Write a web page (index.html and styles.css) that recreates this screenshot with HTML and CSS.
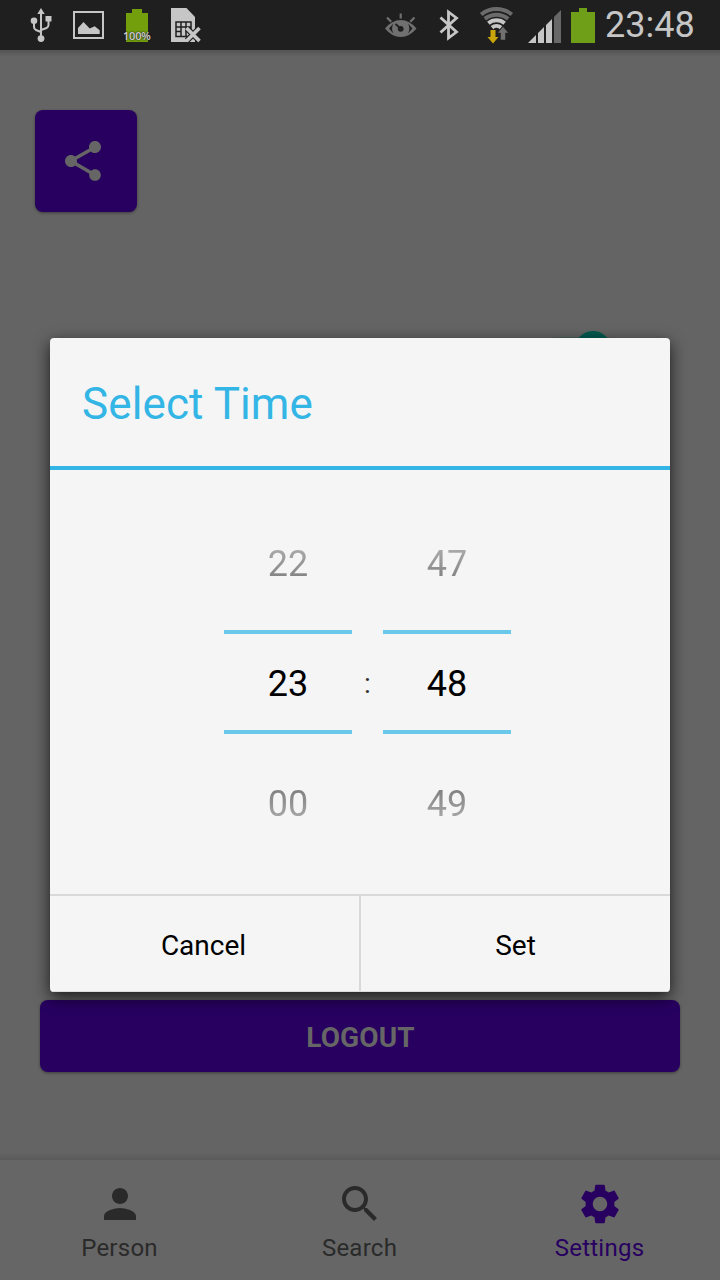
FILE: index.html
```html
<!DOCTYPE html>
<html lang="en">
<head>
<meta charset="utf-8">
<title>Settings</title>
<link rel="stylesheet" href="styles.css">
</head>
<body>
<div class="screen">
  <header class="status">
    <div class="status-left">
      <svg class="ic" width="24" height="50" viewBox="29 0 24 50"><g fill="none" stroke="#c6c6c6" stroke-width="2"><path d="M41 12v26M34 21v6q0 2 2 3l5 2M48.500 19v6q0 2-2 3l-5.500 2"/></g><g fill="#c6c6c6"><path d="M41 8l3.700 6h-7.400z"/><circle cx="34" cy="20.700" r="3.300"/><path d="M45.500 16h6v5.500h-6z"/><circle cx="41" cy="38.600" r="3.400"/></g></svg>
      <svg class="ic gallery" width="32" height="50" viewBox="73 0 32 50"><path d="M74 12h29v26H74z" fill="none" stroke="#c6c6c6" stroke-width="2"/><path d="M78 34v-6l5.500-6 6.200 6.500 5-2.300 5 4v3.800z" fill="#c6c6c6"/></svg>
      <div class="charge">
        <svg width="22" height="33" viewBox="0 0 22 33"><path d="M6 0h10v4h6v29H0V4h6z" fill="#729f0b"/></svg>
        <span class="charge-label">100%</span>
      </div>
      <svg class="ic" width="30" height="50" viewBox="171 0 30 50"><path d="M171 8h15.500l8.500 9v25h-24z" fill="#c6c6c6"/><g fill="none" stroke="#1f1f1f" stroke-width="1.500"><path d="M176 22h15v14.500h-15zM181 22v14.500M186 22v14.500M176 27h15M176 31.500h5"/></g><path d="M187 28.500l12 12M199 28.500l-12 12" stroke="#1f1f1f" stroke-width="6"/><path d="M186.500 28l13 13M199.500 28l-13 13" stroke="#c6c6c6" stroke-width="3.600"/></svg>
    </div>
    <div class="status-right">
      <svg class="ic" width="32" height="50" viewBox="385 0 32 50"><path d="M385 28.500q7-8.500 15.700-8.500t15.800 8.500q-7 8.500-15.800 8.500T385 28.500z" fill="#707070"/><path d="M408 23.500q2.600 5 0 10l4.500-5zM393.400 23.500q-2.600 5 0 10l-4.500-5z" fill="#1f1f1f"/><circle cx="400.700" cy="28.800" r="2.900" fill="#1f1f1f"/><path d="M395.500 24l5 4.500" stroke="#1f1f1f" stroke-width="1.800"/><path d="M400.700 13.500v5M387 17.500l4.200 4.200M414.500 17.500l-4.200 4.200" stroke="#707070" stroke-width="2.200"/></svg>
      <svg class="ic bt" width="20" height="50" viewBox="439 0 20 50"><path d="M440.500 17.500l16 14.500-8 6V12l8 6-16 14.500" fill="none" stroke="#c6c6c6" stroke-width="2.800"/></svg>
      <svg class="ic wifi" width="36" height="50" viewBox="479 0 36 50"><g fill="none" stroke-width="4"><path d="M481.200 14.500a24 24 0 0 1 30.600 0M484.900 18.900a18.300 18.300 0 0 1 23.200 0" stroke="#6b6b6b"/><path d="M488.400 23.200a12.700 12.700 0 0 1 16.200 0M492 27.600a7 7 0 0 1 9 0" stroke="#c6c6c6"/></g><path d="M490.500 30h5v7h3l-5.500 6.500-5.500-6.500h3z" fill="#c9a50c"/><path d="M500.500 40h5v-7h3l-5.500-6.500-5.500 6.500h3z" fill="#707070" stroke="#1f1f1f" stroke-width=".5"/></svg>
      <svg class="ic signal" width="34" height="50" viewBox="528 0 34 50"><path d="M528 43l8-8v8zM538 43V33l6-6v16zM546 43V25l6-6v24z" fill="#c6c6c6"/><path d="M554 43V17l7-7v33z" fill="#686868"/></svg>
      <svg class="ic battery" width="24" height="50" viewBox="571 0 24 50"><path d="M571 12h8V8h8v4h8v31h-24z" fill="#6f9e19"/></svg>
      <span class="clock">23:48</span>
    </div>
  </header>

  <main class="page">
    <button class="share" aria-label="Share"><svg width="48" height="48" viewBox="0 0 24 24" fill="#666"><path d="M18 16.080c-.76 0-1.440.3-1.960.77L8.910 12.700c.05-.23.09-.46.09-.7s-.04-.47-.09-.7l7.050-4.110c.54.5 1.250.81 2.040.81 1.660 0 3-1.340 3-3s-1.340-3-3-3-3 1.340-3 3c0 .24.04.47.09.7L8.040 9.810C7.500 9.310 6.790 9 6 9c-1.660 0-3 1.340-3 3s1.340 3 3 3c.79 0 1.500-.31 2.040-.81l7.120 4.160c-.05.21-.08.43-.08.65 0 1.610 1.310 2.920 2.920 2.920s2.920-1.310 2.920-2.920-1.310-2.920-2.920-2.920z"/></svg></button>
    <div class="switch"><div class="thumb"></div></div>
    <button class="logout">LOGOUT</button>
  </main>

  <nav class="tabs">
    <div class="tab"><svg width="48" height="48" viewBox="0 0 24 24"><path fill="currentColor" d="M12 12c2.210 0 4-1.790 4-4s-1.790-4-4-4-4 1.790-4 4 1.790 4 4 4zm0 2c-2.670 0-8 1.340-8 4v2h16v-2c0-2.660-5.330-4-8-4z"/></svg><span>Person</span></div>
    <div class="tab"><svg width="48" height="48" viewBox="0 0 24 24"><path fill="currentColor" d="M15.500 14h-.79l-.28-.27C15.410 12.590 16 11.110 16 9.500 16 5.910 13.090 3 9.500 3S3 5.910 3 9.500 5.910 16 9.500 16c1.610 0 3.090-.59 4.230-1.570l.27.28v.79l5 4.990L20.490 19l-4.990-5zm-6 0C7.010 14 5 11.990 5 9.500S7.010 5 9.500 5 14 7.010 14 9.500 11.990 14 9.500 14z"/></svg><span>Search</span></div>
    <div class="tab active"><svg width="48" height="48" viewBox="0 0 24 24"><path fill="currentColor" d="M19.140 12.940c.04-.3.060-.61.060-.94 0-.32-.02-.64-.07-.94l2.030-1.580c.18-.14.23-.41.12-.61l-1.920-3.320c-.12-.22-.37-.29-.59-.22l-2.390.96c-.5-.38-1.030-.7-1.620-.94l-.36-2.540c-.04-.24-.24-.41-.48-.41h-3.840c-.24 0-.43.17-.47.41l-.36 2.540c-.59.24-1.130.57-1.620.94l-2.390-.96c-.22-.08-.47 0-.59.22L2.740 8.870c-.12.21-.08.47.12.61l2.030 1.580c-.05.3-.09.63-.09.94s.02.64.07.94l-2.030 1.580c-.18.14-.23.41-.12.61l1.920 3.320c.12.22.37.29.59.22l2.390-.96c.5.38 1.030.7 1.620.94l.36 2.540c.05.24.24.41.48.41h3.840c.24 0 .44-.17.47-.41l.36-2.540c.59-.24 1.130-.56 1.620-.94l2.390.96c.22.08.47 0 .59-.22l1.920-3.320c.12-.22.07-.47-.12-.61l-2.010-1.580zM12 15.600c-1.980 0-3.600-1.620-3.600-3.600s1.620-3.600 3.600-3.600 3.600 1.620 3.600 3.600-1.620 3.600-3.600 3.600z"/></svg><span>Settings</span></div>
  </nav>

  <section class="dialog" role="dialog">
    <h1 class="title">Select Time</h1>
    <div class="pickers">
      <div class="picker">
        <div class="num prev">22</div>
        <div class="num current">23</div>
        <div class="num next">00</div>
      </div>
      <div class="colon">:</div>
      <div class="picker">
        <div class="num prev">47</div>
        <div class="num current">48</div>
        <div class="num next">49</div>
      </div>
    </div>
    <div class="actions">
      <button class="action cancel">Cancel</button>
      <button class="action set">Set</button>
    </div>
  </section>
</div>
</body>
</html>
```
FILE: styles.css
```css
* { box-sizing: border-box; }
body { margin: 0; font-family: Roboto, sans-serif; }
button { border: 0; padding: 0; font: inherit; }
svg { display: block; flex: none; }
.screen { position: relative; width: 720px; height: 1280px; display: flex; flex-direction: column; background: #646464; overflow: hidden; }

.status { height: 50px; flex: none; display: flex; justify-content: space-between; background: #1f1f1f; padding: 0 26px 0 29px; }
.status-left, .status-right { display: flex; }
.gallery { margin-left: 20px; }
.charge { position: relative; width: 22px; margin: 9px 23px 0 21px; }
.charge-label { position: absolute; left: -3px; top: 20px; font: 600 11px/14px "Open Sans", sans-serif; color: #d0d0d0; text-shadow: 0 0 2px #222, 0 0 1px #222; letter-spacing: -.2px; }
.bt { margin-left: 22px; }
.wifi { margin-left: 20px; }
.signal { margin-left: 13px; }
.battery { margin-left: 9px; }
.clock { width: 99px; padding-left: 10px; font-size: 36px; line-height: 50px; color: #c6c6c6; white-space: nowrap; }

.page { flex: 1; display: flex; flex-direction: column; padding: 60px 40px 88px 35px; background: linear-gradient(#545454, #646464 7px, #646464 1103px, #5a5a5a); }
.share { width: 102px; height: 102px; border-radius: 8px; background: #270060; display: grid; place-items: center; box-shadow: 0 1px 3px rgba(0,0,0,.4); }
.share svg { margin-left: -6px; }
.switch { margin: 119px 69px 0 auto; width: 60px; height: 36px; display: flex; justify-content: flex-end; background: linear-gradient(transparent 6px, #4d615e 6px, #4d615e 30px, transparent 30px); border-radius: 14px; }
.thumb { width: 36px; height: 36px; border-radius: 50%; background: #015a50; }
.logout { margin: auto 0 0 5px; height: 72px; border-radius: 8px; padding: 2px 0 0 1px; background: #270060; color: #666; font-size: 28px; font-weight: 700; letter-spacing: .1px; box-shadow: 0 1px 3px rgba(0,0,0,.4); }

.tabs { height: 120px; flex: none; display: flex; background: #666; color: #2a2a2a; }
.tab { flex: 1; padding-top: 20px; display: flex; flex-direction: column; align-items: center; font-size: 24px; line-height: 28px; letter-spacing: .25px; }
.tab span { margin: 6px 1px 0 0; }
.active { color: #270060; }

.dialog { position: absolute; left: 50px; top: 338px; width: 620px; height: 654px; display: flex; flex-direction: column; background: #f5f5f5; border-radius: 4px; box-shadow: 0 5px 16px rgba(0,0,0,.75); overflow: hidden; }
.title { margin: 0; height: 132px; border-bottom: 4px solid #33b5e5; padding-left: 32px; font-size: 44px; font-weight: 400; line-height: 132px; letter-spacing: .1px; color: #33b5e5; }
.pickers { flex: 1; display: flex; padding: 34px 159px 0 174px; }
.picker { width: 128px; }
.num { height: 120px; font-size: 36px; line-height: 120px; text-align: center; color: transparent; background-clip: text; -webkit-background-clip: text; }
.prev { background-image: linear-gradient(#aaa 45px, #808080 76px); }
.current { height: 104px; margin: 6px 0 10px; line-height: 100px; color: #000; border: solid #6ac8eb; border-width: 4px 0; }
.next { background-image: linear-gradient(#808080 45px, #aaa 76px); }
.colon { flex: 1; padding-top: 120px; text-align: center; font-size: 28px; line-height: 120px; color: #333; }
.actions { height: 98px; display: grid; grid-template-columns: 311px 309px; border-top: 2px solid #d9d9d9; border-bottom: 1px solid #dcdcdc; }
.action { padding-top: 4px; background: transparent; color: #000; font-size: 28px; }
.cancel { padding-right: 2px; border-right: 2px solid #d9d9d9; }
```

######

_Written problem:_
Answer with one number only: how many lines above contain the word "index".

_Response to this task:_
2